After the movement in Tappal, the government started a scheme where a farmer can get his compensation in the form of a yearly pension apart from a lumpsum amount at the time of land acquisition. This was welcomed but it did not see the light of day. Sudhir Panwar of the Kisan Jagriti Manch, a farmers' organisation working mostly in western Uttar Pradesh, pointed out the basic flaw in the project: Why is it that the government is playing the bargainer for a private builder in a project where the builder is going to reap most of the benefits?
In addition, the government has no consistent pricing policy for the expressway project. In Agra and Aligarh, it offers one price and in Noida another. There is not even one scaling policy that can ensure the farmers competitive prices vis--vis the market. This leads to protests all over, and when the government increases the prices after protests, the farmers in other areas are led to believe that only agitations can make the government hear their demands.
Panwar told Frontline that forming an independent tribunal or a special purpose vehicle to decide pricing and profit-sharing formulas vis-a-vis the market price can contain such agitations to a great extent. He also said that the affected people who were solely dependent on land should be provided some means of livelihood.
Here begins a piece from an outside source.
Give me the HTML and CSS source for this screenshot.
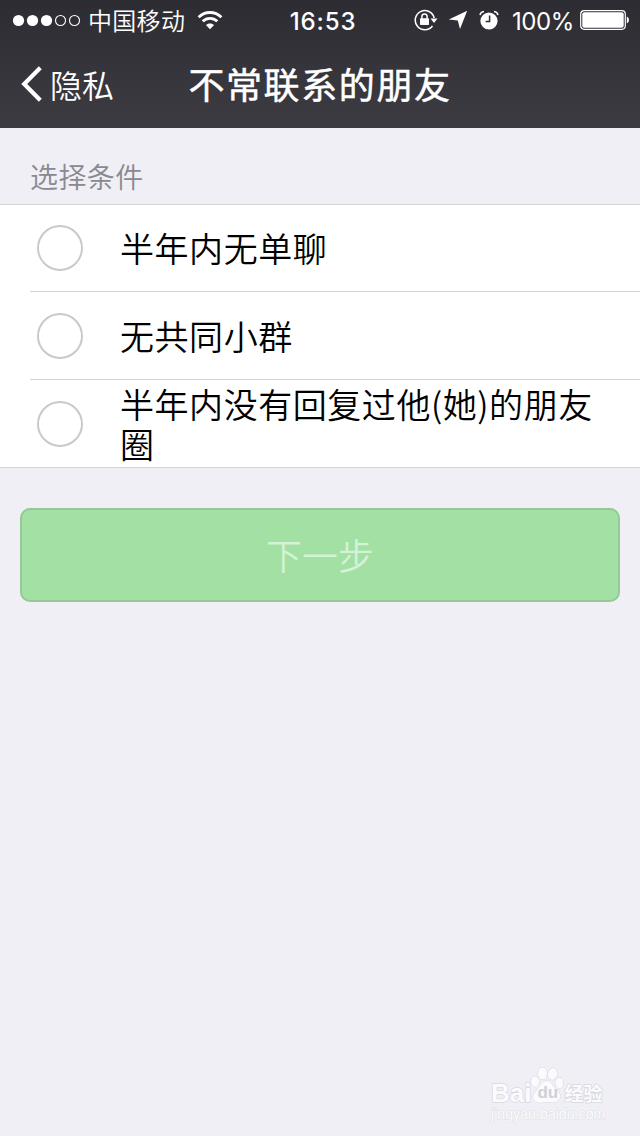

The Yamuna expressway, in many ways, reminds one of many other land struggles in the country. In all the cases the government played bargainer for a corporate agency rather than ensure that people's rights were not violated.
The activist Medha Patkar told Frontline: It is not land acquisition that is the chief issue. The main issue is of planning and development. Anything and everything is being called a project in the public interest. What could be worse when even the government's statistics, in the Economic Survey of India, estimates that more than 60 lakh hectares has been taken in the last 15 years and hardly any among the poor has benefited out of this development. It so happens that the rural and urban poor, and not the elites of the country, have to sacrifice always for such development. And this is leading to a scenario of structural violence of the state against violence of the people.